• **Exercise aim**
Reproduce all the material exactly, minus any pictures it holds.

• **Available data**
※ ※ ※

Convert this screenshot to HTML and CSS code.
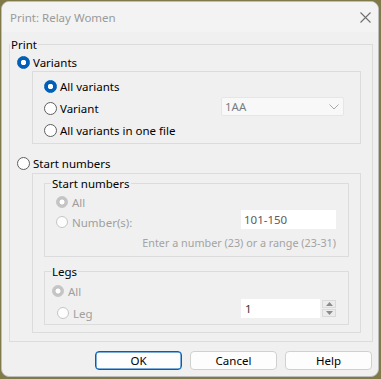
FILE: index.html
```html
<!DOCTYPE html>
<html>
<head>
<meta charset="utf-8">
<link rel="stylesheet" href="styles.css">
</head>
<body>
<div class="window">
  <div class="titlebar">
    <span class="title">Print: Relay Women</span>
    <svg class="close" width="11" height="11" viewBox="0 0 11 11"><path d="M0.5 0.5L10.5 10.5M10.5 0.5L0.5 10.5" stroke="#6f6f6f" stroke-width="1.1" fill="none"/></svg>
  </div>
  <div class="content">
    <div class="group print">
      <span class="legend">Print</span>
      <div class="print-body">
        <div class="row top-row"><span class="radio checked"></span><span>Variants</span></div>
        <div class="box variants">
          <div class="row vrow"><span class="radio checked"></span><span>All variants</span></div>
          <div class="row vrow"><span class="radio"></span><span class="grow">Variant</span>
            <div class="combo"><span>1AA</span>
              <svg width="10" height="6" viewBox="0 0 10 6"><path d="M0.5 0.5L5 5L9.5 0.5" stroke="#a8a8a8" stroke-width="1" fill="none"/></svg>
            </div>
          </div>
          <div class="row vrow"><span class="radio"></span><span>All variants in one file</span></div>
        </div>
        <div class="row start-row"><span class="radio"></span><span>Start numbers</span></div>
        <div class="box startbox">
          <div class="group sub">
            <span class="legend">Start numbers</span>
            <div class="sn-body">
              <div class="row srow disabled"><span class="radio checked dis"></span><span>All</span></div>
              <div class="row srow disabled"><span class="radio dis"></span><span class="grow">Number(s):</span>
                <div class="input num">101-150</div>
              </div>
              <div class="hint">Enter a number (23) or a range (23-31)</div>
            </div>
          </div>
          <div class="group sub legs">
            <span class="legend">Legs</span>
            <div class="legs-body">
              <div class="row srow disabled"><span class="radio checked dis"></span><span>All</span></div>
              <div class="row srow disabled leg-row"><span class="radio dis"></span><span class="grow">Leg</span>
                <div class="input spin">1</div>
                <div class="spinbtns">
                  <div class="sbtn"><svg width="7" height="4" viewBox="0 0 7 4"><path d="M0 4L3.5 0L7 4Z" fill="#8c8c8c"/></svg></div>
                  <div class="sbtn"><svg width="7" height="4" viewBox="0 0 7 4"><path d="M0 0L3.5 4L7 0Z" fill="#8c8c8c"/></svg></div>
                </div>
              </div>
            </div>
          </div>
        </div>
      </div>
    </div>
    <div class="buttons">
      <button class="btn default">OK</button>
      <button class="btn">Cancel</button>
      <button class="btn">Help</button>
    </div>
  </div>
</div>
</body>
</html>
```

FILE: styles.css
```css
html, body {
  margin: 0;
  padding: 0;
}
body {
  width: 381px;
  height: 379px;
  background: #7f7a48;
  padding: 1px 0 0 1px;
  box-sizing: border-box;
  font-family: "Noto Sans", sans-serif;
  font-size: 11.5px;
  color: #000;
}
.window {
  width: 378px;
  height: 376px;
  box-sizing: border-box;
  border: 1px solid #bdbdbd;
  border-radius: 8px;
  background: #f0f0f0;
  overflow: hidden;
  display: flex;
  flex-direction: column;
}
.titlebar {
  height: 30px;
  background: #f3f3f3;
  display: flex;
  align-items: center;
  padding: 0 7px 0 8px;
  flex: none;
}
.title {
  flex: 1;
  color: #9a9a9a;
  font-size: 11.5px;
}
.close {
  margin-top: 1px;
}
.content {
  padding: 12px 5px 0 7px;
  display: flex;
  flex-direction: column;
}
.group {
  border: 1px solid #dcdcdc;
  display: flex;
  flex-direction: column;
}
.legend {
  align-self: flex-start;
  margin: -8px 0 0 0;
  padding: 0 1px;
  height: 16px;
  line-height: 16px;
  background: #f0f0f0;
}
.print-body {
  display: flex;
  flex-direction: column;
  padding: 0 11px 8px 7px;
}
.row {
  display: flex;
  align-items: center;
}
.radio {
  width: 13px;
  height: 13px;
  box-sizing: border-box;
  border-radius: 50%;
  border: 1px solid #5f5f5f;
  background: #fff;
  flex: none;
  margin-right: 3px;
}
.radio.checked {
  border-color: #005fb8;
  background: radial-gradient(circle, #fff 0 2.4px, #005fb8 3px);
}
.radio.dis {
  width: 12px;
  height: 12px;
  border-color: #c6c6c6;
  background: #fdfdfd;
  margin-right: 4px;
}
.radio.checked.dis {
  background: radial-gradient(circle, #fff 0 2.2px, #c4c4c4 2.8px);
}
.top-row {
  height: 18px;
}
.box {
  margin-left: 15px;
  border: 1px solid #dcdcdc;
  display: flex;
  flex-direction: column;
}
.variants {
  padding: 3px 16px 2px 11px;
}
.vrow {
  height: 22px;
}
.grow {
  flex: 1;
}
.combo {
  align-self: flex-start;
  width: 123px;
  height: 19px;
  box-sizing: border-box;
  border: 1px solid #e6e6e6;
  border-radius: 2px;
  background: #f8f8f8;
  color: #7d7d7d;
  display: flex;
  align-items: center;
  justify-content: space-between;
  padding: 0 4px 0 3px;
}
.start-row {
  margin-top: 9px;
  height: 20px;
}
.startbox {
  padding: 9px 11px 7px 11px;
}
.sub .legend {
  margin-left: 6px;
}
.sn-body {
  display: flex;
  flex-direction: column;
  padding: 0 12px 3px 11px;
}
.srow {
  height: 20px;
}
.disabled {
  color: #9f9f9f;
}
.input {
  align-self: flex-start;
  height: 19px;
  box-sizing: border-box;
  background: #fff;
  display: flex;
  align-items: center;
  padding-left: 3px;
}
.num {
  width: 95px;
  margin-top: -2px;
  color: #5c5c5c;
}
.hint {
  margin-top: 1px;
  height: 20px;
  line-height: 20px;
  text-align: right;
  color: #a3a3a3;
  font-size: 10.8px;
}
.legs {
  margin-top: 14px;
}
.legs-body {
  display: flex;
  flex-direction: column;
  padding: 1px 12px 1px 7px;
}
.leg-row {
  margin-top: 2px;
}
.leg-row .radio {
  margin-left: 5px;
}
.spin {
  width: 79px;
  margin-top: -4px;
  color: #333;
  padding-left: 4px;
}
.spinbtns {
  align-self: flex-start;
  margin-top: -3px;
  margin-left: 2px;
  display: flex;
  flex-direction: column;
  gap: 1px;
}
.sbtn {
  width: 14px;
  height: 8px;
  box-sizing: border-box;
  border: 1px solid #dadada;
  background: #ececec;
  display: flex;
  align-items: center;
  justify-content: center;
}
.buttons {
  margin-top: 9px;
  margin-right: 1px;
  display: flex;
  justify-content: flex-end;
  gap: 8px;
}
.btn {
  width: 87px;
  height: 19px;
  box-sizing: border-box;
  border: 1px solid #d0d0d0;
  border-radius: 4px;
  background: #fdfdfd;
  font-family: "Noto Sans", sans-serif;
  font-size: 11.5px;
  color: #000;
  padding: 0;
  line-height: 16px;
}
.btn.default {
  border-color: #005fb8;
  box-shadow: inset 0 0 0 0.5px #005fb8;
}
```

※ ※ ※

• **Solution to the exercise**
Convert this screenshot to HTML and CSS code.
FILE: index.html
```html
<!DOCTYPE html>
<html>
<head>
<meta charset="utf-8">
<link rel="stylesheet" href="styles.css">
</head>
<body>
<div class="window">
  <div class="titlebar">
    <span class="title">Print: Relay Women</span>
    <svg class="close" width="11" height="11" viewBox="0 0 11 11"><path d="M0.5 0.5L10.5 10.5M10.5 0.5L0.5 10.5" stroke="#6f6f6f" stroke-width="1.1" fill="none"/></svg>
  </div>
  <div class="content">
    <div class="group print">
      <span class="legend">Print</span>
      <div class="print-body">
        <div class="row top-row"><span class="radio checked"></span><span>Variants</span></div>
        <div class="box variants">
          <div class="row vrow"><span class="radio checked"></span><span>All variants</span></div>
          <div class="row vrow"><span class="radio"></span><span class="grow">Variant</span>
            <div class="combo"><span>1AA</span>
              <svg width="10" height="6" viewBox="0 0 10 6"><path d="M0.5 0.5L5 5L9.5 0.5" stroke="#a8a8a8" stroke-width="1" fill="none"/></svg>
            </div>
          </div>
          <div class="row vrow"><span class="radio"></span><span>All variants in one file</span></div>
        </div>
        <div class="row start-row"><span class="radio"></span><span>Start numbers</span></div>
        <div class="box startbox">
          <div class="group sub">
            <span class="legend">Start numbers</span>
            <div class="sn-body">
              <div class="row srow disabled"><span class="radio checked dis"></span><span>All</span></div>
              <div class="row srow disabled"><span class="radio dis"></span><span class="grow">Number(s):</span>
                <div class="input num">101-150</div>
              </div>
              <div class="hint">Enter a number (23) or a range (23-31)</div>
            </div>
          </div>
          <div class="group sub legs">
            <span class="legend">Legs</span>
            <div class="legs-body">
              <div class="row srow disabled"><span class="radio checked dis"></span><span>All</span></div>
              <div class="row srow disabled leg-row"><span class="radio dis"></span><span class="grow">Leg</span>
                <div class="input spin">1</div>
                <div class="spinbtns">
                  <div class="sbtn"><svg width="7" height="4" viewBox="0 0 7 4"><path d="M0 4L3.5 0L7 4Z" fill="#8c8c8c"/></svg></div>
                  <div class="sbtn"><svg width="7" height="4" viewBox="0 0 7 4"><path d="M0 0L3.5 4L7 0Z" fill="#8c8c8c"/></svg></div>
                </div>
              </div>
            </div>
          </div>
        </div>
      </div>
    </div>
    <div class="buttons">
      <button class="btn default">OK</button>
      <button class="btn">Cancel</button>
      <button class="btn">Help</button>
    </div>
  </div>
</div>
</body>
</html>
```

FILE: styles.css
```css
html, body {
  margin: 0;
  padding: 0;
}
body {
  width: 381px;
  height: 379px;
  background: #7f7a48;
  padding: 1px 0 0 1px;
  box-sizing: border-box;
  font-family: "Noto Sans", sans-serif;
  font-size: 11.5px;
  color: #000;
}
.window {
  width: 378px;
  height: 376px;
  box-sizing: border-box;
  border: 1px solid #bdbdbd;
  border-radius: 8px;
  background: #f0f0f0;
  overflow: hidden;
  display: flex;
  flex-direction: column;
}
.titlebar {
  height: 30px;
  background: #f3f3f3;
  display: flex;
  align-items: center;
  padding: 0 7px 0 8px;
  flex: none;
}
.title {
  flex: 1;
  color: #9a9a9a;
  font-size: 11.5px;
}
.close {
  margin-top: 1px;
}
.content {
  padding: 12px 5px 0 7px;
  display: flex;
  flex-direction: column;
}
.group {
  border: 1px solid #dcdcdc;
  display: flex;
  flex-direction: column;
}
.legend {
  align-self: flex-start;
  margin: -8px 0 0 0;
  padding: 0 1px;
  height: 16px;
  line-height: 16px;
  background: #f0f0f0;
}
.print-body {
  display: flex;
  flex-direction: column;
  padding: 0 11px 8px 7px;
}
.row {
  display: flex;
  align-items: center;
}
.radio {
  width: 13px;
  height: 13px;
  box-sizing: border-box;
  border-radius: 50%;
  border: 1px solid #5f5f5f;
  background: #fff;
  flex: none;
  margin-right: 3px;
}
.radio.checked {
  border-color: #005fb8;
  background: radial-gradient(circle, #fff 0 2.4px, #005fb8 3px);
}
.radio.dis {
  width: 12px;
  height: 12px;
  border-color: #c6c6c6;
  background: #fdfdfd;
  margin-right: 4px;
}
.radio.checked.dis {
  background: radial-gradient(circle, #fff 0 2.2px, #c4c4c4 2.8px);
}
.top-row {
  height: 18px;
}
.box {
  margin-left: 15px;
  border: 1px solid #dcdcdc;
  display: flex;
  flex-direction: column;
}
.variants {
  padding: 3px 16px 2px 11px;
}
.vrow {
  height: 22px;
}
.grow {
  flex: 1;
}
.combo {
  align-self: flex-start;
  width: 123px;
  height: 19px;
  box-sizing: border-box;
  border: 1px solid #e6e6e6;
  border-radius: 2px;
  background: #f8f8f8;
  color: #7d7d7d;
  display: flex;
  align-items: center;
  justify-content: space-between;
  padding: 0 4px 0 3px;
}
.start-row {
  margin-top: 9px;
  height: 20px;
}
.startbox {
  padding: 9px 11px 7px 11px;
}
.sub .legend {
  margin-left: 6px;
}
.sn-body {
  display: flex;
  flex-direction: column;
  padding: 0 12px 3px 11px;
}
.srow {
  height: 20px;
}
.disabled {
  color: #9f9f9f;
}
.input {
  align-self: flex-start;
  height: 19px;
  box-sizing: border-box;
  background: #fff;
  display: flex;
  align-items: center;
  padding-left: 3px;
}
.num {
  width: 95px;
  margin-top: -2px;
  color: #5c5c5c;
}
.hint {
  margin-top: 1px;
  height: 20px;
  line-height: 20px;
  text-align: right;
  color: #a3a3a3;
  font-size: 10.8px;
}
.legs {
  margin-top: 14px;
}
.legs-body {
  display: flex;
  flex-direction: column;
  padding: 1px 12px 1px 7px;
}
.leg-row {
  margin-top: 2px;
}
.leg-row .radio {
  margin-left: 5px;
}
.spin {
  width: 79px;
  margin-top: -4px;
  color: #333;
  padding-left: 4px;
}
.spinbtns {
  align-self: flex-start;
  margin-top: -3px;
  margin-left: 2px;
  display: flex;
  flex-direction: column;
  gap: 1px;
}
.sbtn {
  width: 14px;
  height: 8px;
  box-sizing: border-box;
  border: 1px solid #dadada;
  background: #ececec;
  display: flex;
  align-items: center;
  justify-content: center;
}
.buttons {
  margin-top: 9px;
  margin-right: 1px;
  display: flex;
  justify-content: flex-end;
  gap: 8px;
}
.btn {
  width: 87px;
  height: 19px;
  box-sizing: border-box;
  border: 1px solid #d0d0d0;
  border-radius: 4px;
  background: #fdfdfd;
  font-family: "Noto Sans", sans-serif;
  font-size: 11.5px;
  color: #000;
  padding: 0;
  line-height: 16px;
}
.btn.default {
  border-color: #005fb8;
  box-shadow: inset 0 0 0 0.5px #005fb8;
}
```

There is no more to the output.